From the entries below, copy every line where the string "with" appears.

(Stored items)
+++++

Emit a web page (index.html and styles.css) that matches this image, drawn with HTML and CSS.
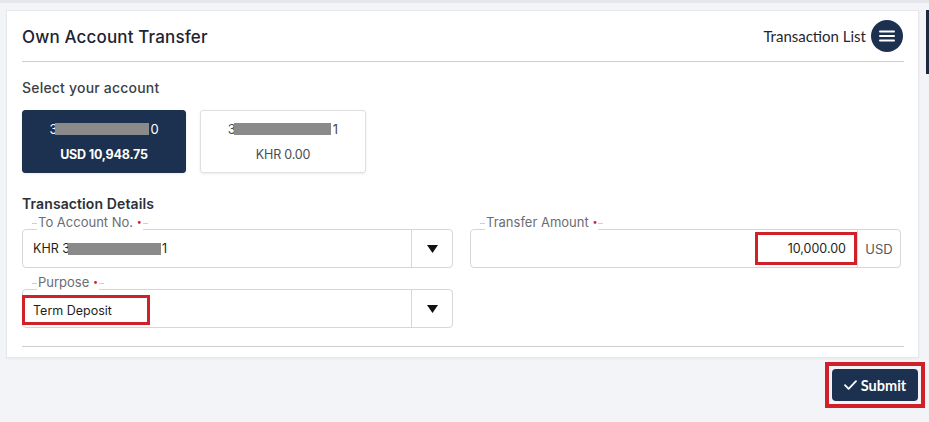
FILE: index.html
```html
<!DOCTYPE html>
<html lang="en">
<head>
<meta charset="utf-8">
<title>Own Account Transfer</title>
<link rel="stylesheet" href="styles.css">
</head>
<body>
<div class="topbar"></div>
<div class="edge"></div>
<main class="page">
  <section class="card">
    <header class="card-head">
      <h1 class="title">Own Account Transfer</h1>
      <div class="tx-list">
        <span>Transaction List</span>
        <span class="menu-btn">
          <svg width="16" height="12" viewBox="0 0 16 12"><rect x="0" y="0.5" width="16" height="2" rx="1" fill="#fff"/><rect x="0" y="5" width="16" height="2" rx="1" fill="#fff"/><rect x="0" y="9.5" width="16" height="2" rx="1" fill="#fff"/></svg>
        </span>
      </div>
    </header>

    <h2 class="section-label">Select your account</h2>
    <div class="accounts">
      <div class="acct acct-active">
        <div class="acct-no">3<span class="mask mask-a"></span>0</div>
        <div class="acct-bal">USD 10,948.75</div>
      </div>
      <div class="acct">
        <div class="acct-no">3<span class="mask mask-b"></span>1</div>
        <div class="acct-bal">KHR 0.00</div>
      </div>
    </div>

    <h2 class="section-label strong">Transaction Details</h2>
    <div class="form-grid">
      <div class="field">
        <label class="legend"><span>To Account No. <i class="req">•</i></span></label>
        <div class="box">
          <div class="value">KHR 3<span class="mask mask-c"></span>1</div>
          <div class="caret"><svg width="11" height="8" viewBox="0 0 11 8"><path d="M0 0h11L5.5 8z" fill="#111"/></svg></div>
        </div>
      </div>
      <div class="field">
        <label class="legend"><span>Transfer Amount <i class="req">•</i></span></label>
        <div class="box">
          <div class="value amount"><span class="mark mark-amount">10,000.00</span></div>
          <div class="addon">USD</div>
        </div>
      </div>
      <div class="field">
        <label class="legend"><span>Purpose <i class="req">•</i></span></label>
        <div class="box">
          <div class="value flush"><span class="mark mark-purpose">Term Deposit</span></div>
          <div class="caret"><svg width="11" height="8" viewBox="0 0 11 8"><path d="M0 0h11L5.5 8z" fill="#111"/></svg></div>
        </div>
      </div>
    </div>
    <hr class="divider">
  </section>

  <div class="actions">
    <span class="mark-btn">
      <button class="submit" type="button">
        <svg width="13" height="10" viewBox="0 0 13 10"><path d="M1 5.2l3.6 3.6L12 1.2" fill="none" stroke="#fff" stroke-width="1.8" stroke-linecap="round" stroke-linejoin="round"/></svg>
        Submit
      </button>
    </span>
  </div>
</main>
</body>
</html>
```

FILE: styles.css
```css
* { box-sizing: border-box; }

html, body {
  margin: 0;
  padding: 0;
  background: #f3f4f8;
  font-family: "Inter", "Noto Sans", sans-serif;
  color: #222;
}

body {
  min-height: 422px;
}

.topbar {
  height: 3px;
  background: #e4e6ec;
}

.edge {
  position: absolute;
  right: 0;
  top: 10px;
  width: 3px;
  height: 64px;
  background: #1b2a40;
}

.page {
  padding: 7px 4px 0 6px;
}

.card {
  background: #fff;
  border: 1px solid #e6e8ee;
  box-shadow: 0 1px 2px rgba(0,0,0,0.04);
  padding: 0 14px 10px 15px;
  width: 913px;
}

.card-head {
  height: 51px;
  display: flex;
  align-items: center;
  justify-content: space-between;
  border-bottom: 1px solid #cfcfd3;
  padding-top: 2px;
}

.title {
  margin: 0;
  font-size: 17px;
  font-weight: 500;
  color: #1c2433;
  letter-spacing: 0.15px;
}

.tx-list {
  display: flex;
  align-items: center;
  gap: 5px;
  font-family: "Lato", sans-serif;
  font-size: 15px;
  color: #1f2630;
  margin-right: 1px;
  margin-top: -3px;
}

.menu-btn {
  width: 32px;
  height: 32px;
  border-radius: 50%;
  background: #1c3150;
  display: flex;
  align-items: center;
  justify-content: center;
}

.section-label {
  margin: 16px 0 0;
  font-size: 14px;
  line-height: 20px;
  font-weight: 500;
  color: #3b3f46;
  letter-spacing: 0.2px;
}

.section-label.strong {
  margin-top: 21px;
  font-weight: 600;
  color: #2c3038;
  letter-spacing: 0.1px;
}

.accounts {
  display: flex;
  gap: 14px;
  margin-top: 12px;
}

.acct {
  width: 166px;
  height: 63px;
  border: 1px solid #dedfe3;
  border-radius: 3px;
  box-shadow: 0 1px 3px rgba(0,0,0,0.08);
  display: flex;
  flex-direction: column;
  align-items: center;
  justify-content: center;
  gap: 10px;
  color: #4a4d52;
}

.acct-active {
  width: 164px;
  background: #1c3150;
  border-color: #1c3150;
  color: #fff;
}

.acct-no {
  font-size: 13px;
  line-height: 16px;
  display: flex;
  align-items: center;
}

.acct-bal {
  font-size: 12.5px;
  line-height: 16px;
  letter-spacing: -0.2px;
}

.acct-active .acct-bal {
  font-weight: 700;
}

.mask {
  display: inline-block;
  height: 12px;
  background: #8a8a8a;
}

.mask-a { width: 94px; margin: 0 1px 0 -2px; }
.mask-b { width: 97px; margin: 0 2px 0 -2px; }
.mask-c { width: 93px; margin: 0 1px 0 -2px; }

.form-grid {
  display: grid;
  grid-template-columns: 431px 431px;
  column-gap: 17px;
  row-gap: 6px;
}

.field {
  display: flex;
  flex-direction: column;
  align-items: flex-start;
}

.legend {
  position: relative;
  display: inline-block;
  margin-left: 10px;
  padding: 0 5px;
  height: 15px;
  font-size: 13px;
  line-height: 17px;
  color: #6a6d72;
}

.legend::before {
  content: "";
  position: absolute;
  left: 0;
  right: 0;
  bottom: 5px;
  height: 1px;
  background: #cfd0d4;
}

.legend span {
  position: relative;
  background: #fff;
  padding: 0 1px;
}

.req {
  font-style: normal;
  color: #c8242c;
  font-size: 9px;
  position: relative;
  top: -2px;
}

.box {
  width: 100%;
  height: 39px;
  border: 1px solid #d5d6da;
  border-radius: 4px;
  display: flex;
  align-items: stretch;
}

.value {
  flex: 1;
  display: flex;
  align-items: center;
  padding-left: 10px;
  font-size: 12.5px;
  color: #1e1f22;
}

.value.flush {
  padding-left: 0;
  margin-left: -1px;
}

.value.amount {
  justify-content: flex-end;
  padding-left: 0;
}

.mark {
  display: inline-flex;
  align-items: center;
  border: 3px solid #d0202a;
}

.mark-purpose {
  width: 128px;
  height: 30px;
  padding-left: 8px;
  margin-top: 3px;
}

.mark-amount {
  width: 102px;
  height: 33px;
  justify-content: flex-end;
  padding-right: 8px;
}

.caret {
  width: 41px;
  border-left: 1px solid #d5d6da;
  display: flex;
  align-items: center;
  justify-content: center;
}

.addon {
  width: 43px;
  border-left: 1px solid #d5d6da;
  display: flex;
  align-items: center;
  justify-content: center;
  font-size: 13px;
  color: #55585d;
}

.divider {
  margin: 18px 0 0;
  border: 0;
  border-top: 1px solid #cfcfd3;
}

.actions {
  display: flex;
  justify-content: flex-end;
  margin-top: 4px;
}

.mark-btn {
  display: inline-flex;
  border: 4px solid #d0202a;
  padding: 3px;
}

.submit {
  width: 86px;
  height: 32px;
  border: 0;
  border-radius: 4px;
  background: #1c3150;
  color: #fff;
  font-family: "Lato", sans-serif;
  font-weight: 700;
  font-size: 14.5px;
  display: flex;
  align-items: center;
  justify-content: center;
  gap: 4px;
  padding: 0;
}
```
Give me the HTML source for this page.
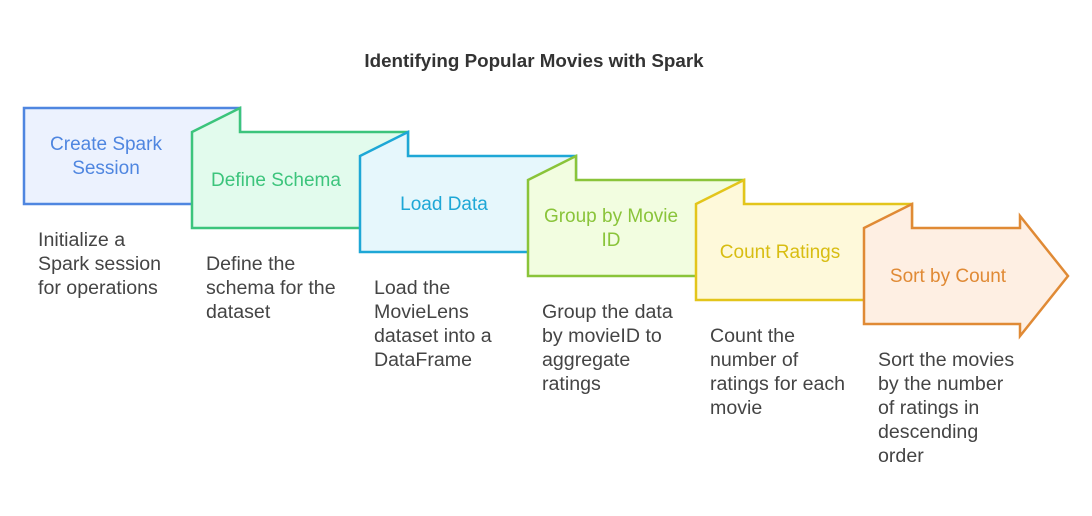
<!DOCTYPE html>
<html><head><meta charset="utf-8"><style>
body{margin:0;width:1092px;height:516px;background:#fff;overflow:hidden;font-family:"Liberation Sans",sans-serif}
svg{position:absolute;left:0;top:0}
</style></head><body>
<svg width="1092" height="516" viewBox="0 0 1092 516" font-family="Liberation Sans, sans-serif">
<text x="534" y="67" text-anchor="middle" font-size="18.8" font-weight="bold" fill="#333">Identifying Popular Movies with Spark</text>
<g stroke-width="2.5" stroke-linejoin="miter">
<rect x="24" y="108" width="216" height="96" fill="#ecf2fe" stroke="#4f86e0"/>
<polygon points="192,132 240,108 240,132 408,132 408,228 192,228" fill="#e2fbed" stroke="#3cc47c"/>
<polygon points="360,156 408,132 408,156 576,156 576,252 360,252" fill="#e6f7fc" stroke="#1ea7d6"/>
<polygon points="528,180 576,156 576,180 744,180 744,276 528,276" fill="#f2fde0" stroke="#8ac43a"/>
<polygon points="696,204 744,180 744,204 912,204 912,300 696,300" fill="#fef9da" stroke="#e3c51b"/>
<polygon points="864,228 912,204 912,228 1020,228 1020,216 1068,276 1020,336 1020,324 864,324" fill="#feefe3" stroke="#e08a35"/>
</g>
<g font-size="19" text-anchor="middle">
<text x="106" y="150" fill="#4f86e0">Create Spark</text>
<text x="106" y="174" fill="#4f86e0">Session</text>
<text x="276" y="186" fill="#3cc47c">Define Schema</text>
<text x="444" y="210" fill="#1ea7d6">Load Data</text>
<text x="611" y="222" fill="#8ac43a">Group by Movie</text>
<text x="611" y="246" fill="#8ac43a">ID</text>
<text x="780" y="258" fill="#d8bd12">Count Ratings</text>
<text x="948" y="282" fill="#e08a35">Sort by Count</text>
</g>
<g font-size="19.6" fill="#444">
<text x="38" y="246">Initialize a</text><text x="38" y="270">Spark session</text><text x="38" y="294">for operations</text>
<text x="206" y="270">Define the</text><text x="206" y="294">schema for the</text><text x="206" y="318">dataset</text>
<text x="374" y="294">Load the</text><text x="374" y="318">MovieLens</text><text x="374" y="342">dataset into a</text><text x="374" y="366">DataFrame</text>
<text x="542" y="318">Group the data</text><text x="542" y="342">by movieID to</text><text x="542" y="366">aggregate</text><text x="542" y="390">ratings</text>
<text x="710" y="342">Count the</text><text x="710" y="366">number of</text><text x="710" y="390">ratings for each</text><text x="710" y="414">movie</text>
<text x="878" y="366">Sort the movies</text><text x="878" y="390">by the number</text><text x="878" y="414">of ratings in</text><text x="878" y="438">descending</text><text x="878" y="462">order</text>
</g>
</svg>
</body></html>
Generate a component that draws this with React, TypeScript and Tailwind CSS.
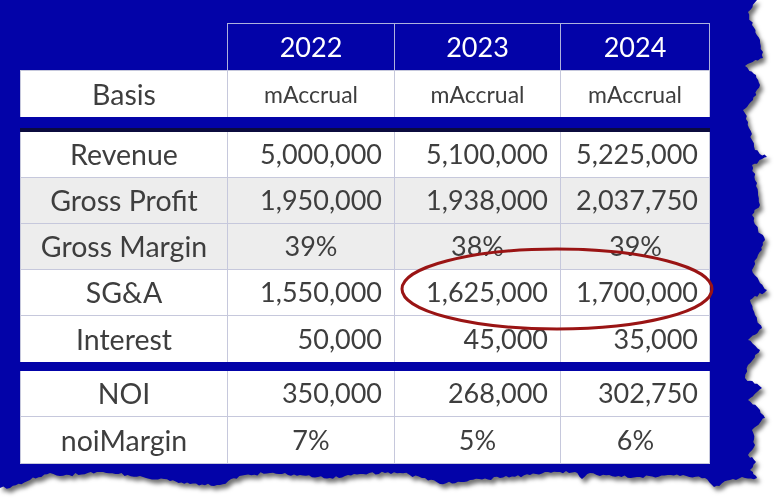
import React from 'react';

type Row = { label: string; vals: string[]; gray?: boolean; pct?: boolean };

const topRows: Row[] = [
  { label: 'Revenue', vals: ['5,000,000', '5,100,000', '5,225,000'] },
  { label: 'Gross Profit', vals: ['1,950,000', '1,938,000', '2,037,750'], gray: true },
  { label: 'Gross Margin', vals: ['39%', '38%', '39%'], gray: true, pct: true },
  { label: 'SG&A', vals: ['1,550,000', '1,625,000', '1,700,000'] },
  { label: 'Interest', vals: ['50,000', '45,000', '35,000'] },
];

const bottomRows: Row[] = [
  { label: 'NOI', vals: ['350,000', '268,000', '302,750'] },
  { label: 'noiMargin', vals: ['7%', '5%', '6%'], pct: true },
];

// key points of the torn paper edge (right side going down, then bottom going left)
const edge: [number, number][] = [
  [757, 0], [748, 12], [752, 25], [760, 40], [763, 58], [745, 66], [756, 75], [760, 85],
  [753, 100], [743, 110], [748, 122], [752, 140], [755, 150], [767, 157], [752, 165],
  [755, 180], [758, 195], [760, 205], [752, 215], [758, 230], [765, 240], [758, 255],
  [752, 270], [760, 283], [767, 290], [750, 300], [755, 315], [762, 328], [748, 340],
  [760, 350], [748, 365], [745, 378], [762, 388], [748, 400], [760, 410], [765, 418],
  [752, 430], [755, 445], [748, 455], [756, 462], [750, 470], [757, 478],
  [745, 478], [730, 480], [714, 487], [705, 478], [680, 476], [640, 477], [600, 476],
  [590, 473], [582, 479], [575, 472], [560, 472], [530, 475], [500, 478], [470, 480],
  [440, 484], [425, 478], [400, 473], [385, 473], [360, 474], [330, 478], [300, 475],
  [270, 473], [245, 475], [220, 485], [190, 484], [170, 481], [140, 476], [100, 472],
  [60, 476], [50, 473], [30, 480], [10, 488], [0, 488],
];

function rnd(i: number) {
  const x = Math.sin(i * 12.9898 + 4.1) * 43758.5453;
  return x - Math.floor(x);
}

function tornPath() {
  const pts: string[] = ['0px 0px'];
  let k = 0;
  for (let i = 0; i < edge.length - 1; i++) {
    const [x1, y1] = edge[i];
    const [x2, y2] = edge[i + 1];
    const len = Math.hypot(x2 - x1, y2 - y1);
    const steps = Math.max(1, Math.round(len / 3));
    for (let s = 0; s < steps; s++) {
      const t = s / steps;
      const j = s === 0 ? 0 : (rnd(k++) - 0.5) * 3;
      const vertical = Math.abs(y2 - y1) > Math.abs(x2 - x1);
      const x = x1 + (x2 - x1) * t + (vertical ? j : 0);
      const y = y1 + (y2 - y1) * t + (vertical ? 0 : j);
      pts.push(`${x.toFixed(1)}px ${y.toFixed(1)}px`);
    }
  }
  const last = edge[edge.length - 1];
  pts.push(`${last[0]}px ${last[1]}px`);
  return `polygon(${pts.join(',')})`;
}

function DataRow({ row, last }: { row: Row; last?: boolean }) {
  const bg = row.gray ? 'bg-[#ededed]' : 'bg-white';
  return (
    <div
      className={`grid h-[46px] grid-cols-[207px_167px_166px_149px] ${bg} ${last ? '' : 'border-b border-[#c6c8dc]'}`}
    >
      <div className="flex items-center justify-center border-r border-[#c6c8dc] text-[28.5px]">{row.label}</div>
      {row.vals.map((v, i) => (
        <div
          key={i}
          className={`flex items-center ${row.pct ? 'justify-center' : 'justify-end pr-[12px]'} ${i < 2 ? 'border-r border-[#c6c8dc]' : ''}`}
        >
          {v}
        </div>
      ))}
    </div>
  );
}

export default function App() {
  return (
    <div className="relative h-[498px] w-[774px] overflow-hidden bg-white font-['Lato',sans-serif] text-[27px] text-[#3e3e3e]">
      <div className="drop-shadow-[3px_4px_2px_rgba(0,0,0,0.55)]">
        <div className="h-[498px] w-[774px] bg-[#0303a8] pl-[20px] pt-[23px]" style={{ clipPath: tornPath() }}>
          <div className="w-[690px]">
            {/* year header */}
            <div className="grid h-[47px] grid-cols-[208px_167px_166px_149px] text-white">
              <div className="border-r border-[#aeb2dd]" />
              {['2022', '2023', '2024'].map((y) => (
                <div key={y} className="flex items-center justify-center border-r border-t border-[#aeb2dd]">
                  {y}
                </div>
              ))}
            </div>

            {/* basis */}
            <div className="border-l border-[#c6c8dc]">
              <div className="grid h-[47px] grid-cols-[207px_167px_166px_149px] border-t border-[#c6c8dc] bg-white">
                <div className="flex items-center justify-center border-r border-[#c6c8dc] text-[28.5px]">Basis</div>
                <div className="flex items-center justify-center border-r border-[#c6c8dc] text-[23px]">mAccrual</div>
                <div className="flex items-center justify-center border-r border-[#c6c8dc] text-[23px]">mAccrual</div>
                <div className="flex items-center justify-center border-r border-[#c6c8dc] text-[23px]">mAccrual</div>
              </div>
            </div>

            <div className="h-[15px] border-b-4 border-[#0b0b3e] bg-[#0303a8]" />

            <div className="border-x border-[#c6c8dc]">
              {topRows.map((r, i) => (
                <DataRow key={r.label} row={r} last={i === topRows.length - 1} />
              ))}
            </div>

            <div className="h-[9px] bg-[#0303a8]" />

            <div className="border-x border-b border-[#c6c8dc]">
              {bottomRows.map((r, i) => (
                <DataRow key={r.label} row={r} last={i === bottomRows.length - 1} />
              ))}
            </div>
          </div>
        </div>
      </div>

      <svg className="pointer-events-none absolute left-0 top-0" width="774" height="498">
        <ellipse cx="557" cy="289" rx="155" ry="40" fill="none" stroke="#9a1414" strokeWidth="3" />
      </svg>
    </div>
  );
}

+++++

### [REPLY TO THE EXERCISE]
Emit a web page (index.html and styles.css) that matches this image, drawn with HTML and CSS.
<text x="534" y="67" text-anchor="middle" font-size="18.8" font-weight="bold" fill="#333">Identifying Popular Movies with Spark</text>
Generate a component that draws this with React, TypeScript and Tailwind CSS.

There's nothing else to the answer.